Abstract

The objective of the study was to assess the epithelial thickness in different lesions of the vocal folds in order to gain more information about its influence on endoscopic imaging. Retrospective study including 161 patients undergoing surgery for a total of 206 benign and malignant lesions of the vocal folds. Laryngoscopy and autofluorescence endoscopy were the first line of investigation for these lesions. Diagnosis was confirmed by histopathology in all cases. Morphometric measurement of epithelial thickness was performed using a normal white light and an autofluorescence microscope. The vocal fold mucosa revealed a progressive thickening from normal epithelium (NE = 147 microm) over the different grades of epithelial dysplasia (EDI = 258 microm, EDII = 301 microm, CIS = 445 microm) to early invasive carcinoma (EIC = 974 microm), while benign lesions presented only a slight epithelial thickening of an additional 100 microm.
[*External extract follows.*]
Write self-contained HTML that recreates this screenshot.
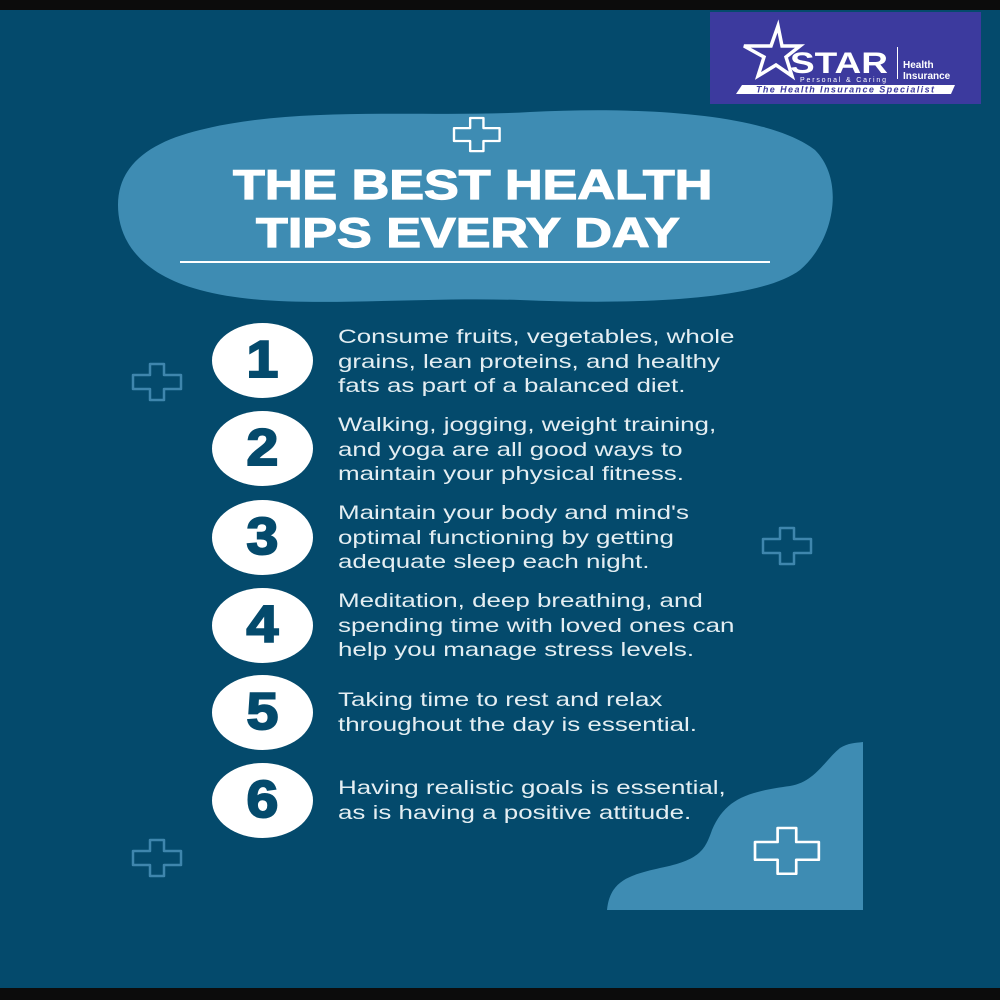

In such a manner, moderate dysplasia showed a double increase, carcinoma in situ a triple increase and early invasive carcinoma even a sixfold increase of the mean epithelial thickness compared to normal laryngeal mucosa. As fluorescence inducing light has a penetration depth of approximately 300 microm, a marked loss of autofluorescence was recognized from moderate dysplasia onwards, while mild dysplasia simply revealed a slight loss of fluorescence. Autofluorescence microscopy demonstrated a threefold higher fluorescence intensity of the submucosal connective tissue compared to the epithelium, which showed always the same weak intensity independent of the grade of dysplasia. In most cases laryngeal epithelium demonstrates progressive thickening during cancer genesis leading to a loss of autofluorescence.